New Energy Providers Join Forces Against Entrenched Agency Rules

California Current

Bureaucratic red tape at the California Public Utilities Commission prevented East Bay Community Energy from contracting for clean, behind-the-meter electricity last year that could have provided power or lowered demand during the August heat waves. The resources were designated to help meet East Bay’s 2020 resource adequacy obligations. The community aggregator says it also is hitting a wall with regulators who have limited its ability to invest in clean demand response and capitalize on aggregated residential solar-plus-storage resources, Stefanie Tanenhaus, EBCE senior regulatory analyst, told Current.

EBCE has now joined with other community energy organizations and third-party demand response suppliers who share similar frustrations, and together are pushing back.

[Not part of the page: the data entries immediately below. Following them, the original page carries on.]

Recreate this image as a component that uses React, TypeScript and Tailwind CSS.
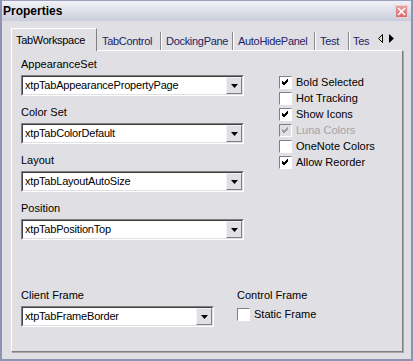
import React from "react";

const font = { fontFamily: '"Liberation Sans", Arial, sans-serif' };

function Check({ checked, disabled }: { checked?: boolean; disabled?: boolean }) {
  return (
    <div
      className={`flex h-[13px] w-[13px] items-center justify-center border border-t-[#808080] border-l-[#808080] border-b-white border-r-white ${
        disabled ? "bg-[#e0dfe3]" : "bg-white"
      }`}
    >
      {checked && (
        <svg width="9" height="9" viewBox="0 0 9 9">
          <path
            d="M1 4 L3 6 L7 2 M1 5 L3 7 L7 3 M1 3 L3 5 L7 1"
            stroke={disabled ? "#a0a0a0" : "#000"}
            strokeWidth="1"
            fill="none"
          />
        </svg>
      )}
    </div>
  );
}

function CheckRow({ label, checked, disabled }: { label: string; checked?: boolean; disabled?: boolean }) {
  return (
    <div className="flex h-[16px] items-center">
      <Check checked={checked} disabled={disabled} />
      <span className={`ml-[4px] text-[11px] leading-[13px] ${disabled ? "text-[#a3a2a8]" : "text-black"}`}>{label}</span>
    </div>
  );
}

function Combo({ value, w }: { value: string; w: string }) {
  return (
    <div className={`flex h-[21px] ${w} border border-t-[#808080] border-l-[#808080] border-b-white border-r-white`}>
      <div className="flex flex-1 items-center border border-t-[#404040] border-l-[#404040] border-b-[#e0dfe3] border-r-[#e0dfe3] bg-white">
        <div className="flex-1 overflow-hidden whitespace-nowrap pl-[2px] text-[11px] leading-[13px] tracking-[-0.2px] text-black">{value}</div>
        <div className="flex h-[17px] w-[16px] items-center justify-center border border-t-[#f4f4f4] border-l-[#f4f4f4] border-b-[#808080] border-r-[#808080] bg-[#e0dfe3]">
          <svg width="7" height="4" viewBox="0 0 7 4">
            <path d="M0 0 H7 L3.5 4 Z" fill="#000" />
          </svg>
        </div>
      </div>
    </div>
  );
}

function Field({ label, value }: { label: string; value: string }) {
  return (
    <div className="flex flex-col">
      <div className="h-[13px] text-[11px] leading-[13px] text-black">{label}</div>
      <div className="mt-[4px]">
        <Combo value={value} w="w-[223px]" />
      </div>
    </div>
  );
}

export default function App() {
  return (
    <div
      style={font}
      className="flex h-[361px] w-[413px] flex-col border-x-[2px] border-b-[2px] border-x-[#8c93b3] border-b-[#8c93b3] bg-[#e0dfe3]"
    >
      {/* Title bar */}
      <div className="flex h-[21px] shrink-0 items-center justify-between border-t border-[#9aa1c0] bg-gradient-to-b from-[#f2f2f6] to-[#c9ccdb] pl-[1px] pr-[3px]">
        <span className="text-[12px] font-bold leading-[14px] text-black">Properties</span>
        <div className="flex h-[13px] w-[13px] items-center justify-center border border-[#f0d0d0] bg-gradient-to-b from-[#e9a0a0] to-[#d86a6a]">
          <svg width="9" height="9" viewBox="0 0 9 9">
            <path d="M1 1 L8 8 M8 1 L1 8" stroke="#fff" strokeWidth="1.6" />
          </svg>
        </div>
      </div>

      {/* Body */}
      <div className="flex flex-1 flex-col pl-[9px] pr-[8px] pt-[7px] pb-[7px]">
        {/* Tab strip */}
        <div className="flex h-[22px] shrink-0 items-end whitespace-nowrap text-[11px] leading-[13px] tracking-[-0.3px]">
          <div className="relative z-10 -mb-px flex h-[23px] w-[86px] items-center border-l border-t border-r border-l-white border-t-white border-r-[#808080] bg-[#e0dfe3] pl-[4px] text-black">
            TabWorkspace
          </div>
          <div className="flex h-[18px] w-[64px] items-center border-r border-r-[#8a8a8a] pl-[5px] text-[#1e2466]">TabControl</div>
          <div className="flex h-[18px] w-[72px] items-center border-l border-r border-l-white border-r-[#8a8a8a] pl-[4px] text-[#1e2466]">DockingPane</div>
          <div className="flex h-[18px] w-[82px] items-center border-l border-r border-l-white border-r-[#8a8a8a] pl-[4px] text-[#1e2466]">AutoHidePanel</div>
          <div className="flex h-[18px] w-[34px] items-center border-l border-r border-l-white border-r-[#8a8a8a] pl-[4px] text-[#1e2466]">Test</div>
          <div className="flex h-[18px] w-[25px] items-center border-l border-l-white pl-[3px] text-[#1e2466]">Tes</div>
          <div className="flex h-[22px] flex-1 items-center gap-[6px] pl-[4px] pb-[2px]">
            <svg width="5" height="9" viewBox="0 0 5 9">
              <path d="M4.5 0.5 L0.5 4.5 L4.5 8.5 Z" fill="none" stroke="#000" strokeWidth="1" />
            </svg>
            <svg width="5" height="9" viewBox="0 0 5 9">
              <path d="M0 0 L5 4.5 L0 9 Z" fill="#000" />
            </svg>
          </div>
        </div>

        {/* Page */}
        <div className="flex flex-1 flex-col border-l border-t border-l-white border-t-white border-r border-b border-r-[#808080] border-b-[#808080] shadow-[1px_1px_0_#a6a6a6] pl-[9px] pt-[7px]">
          <div className="flex">
            <div className="flex w-[223px] flex-col gap-[10px]">
              <Field label="AppearanceSet" value="xtpTabAppearancePropertyPage" />
              <Field label="Color Set" value="xtpTabColorDefault" />
              <Field label="Layout" value="xtpTabLayoutAutoSize" />
              <Field label="Position" value="xtpTabPositionTop" />
            </div>
            <div className="ml-[35px] mt-[16px] flex flex-col">
              <CheckRow label="Bold Selected" checked />
              <CheckRow label="Hot Tracking" />
              <CheckRow label="Show Icons" checked />
              <CheckRow label="Luna Colors" checked disabled />
              <CheckRow label="OneNote Colors" />
              <CheckRow label="Allow Reorder" checked />
            </div>
          </div>

          <div className="mt-[49px] flex">
            <div className="flex flex-col">
              <div className="h-[13px] text-[11px] leading-[13px] text-black">Client Frame</div>
              <div className="mt-[4px]">
                <Combo value="xtpTabFrameBorder" w="w-[193px]" />
              </div>
            </div>
            <div className="ml-[23px] flex flex-col">
              <div className="h-[13px] text-[11px] leading-[13px] text-black">Control Frame</div>
              <div className="mt-[4px]">
                <CheckRow label="Static Frame" />
              </div>
            </div>
          </div>
        </div>
      </div>
    </div>
  );
}
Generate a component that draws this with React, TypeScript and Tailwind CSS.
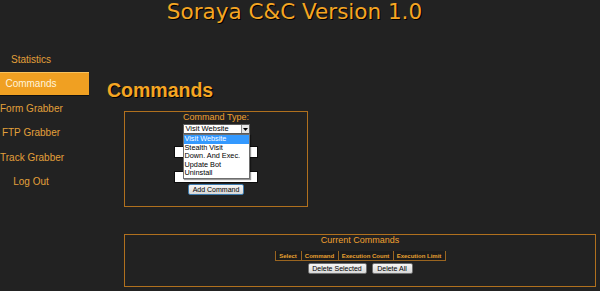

In a letter to the Chair of the Assembly Utilities & Energy Committee last week, they laid out specific ways California’s clean capacity reserves can be increased, averting blackouts. These range from removing market uncertainties and other hurdles faced by large and small energy storage projects, to doing away with outmoded caps on conservation. The group is urging the grid operator and CPUC to take five steps, or else risk a repeat of the unacceptable mid-August rolling blackouts.

“It’s imperative that we immediately implement these common-sense changes that can not only help stabilize the grid by 2021, but save consumers on their electricity bills, while also having the benefit of reducing air pollution and greenhouse gas emissions from burning more natural gas,” Tanenhaus said.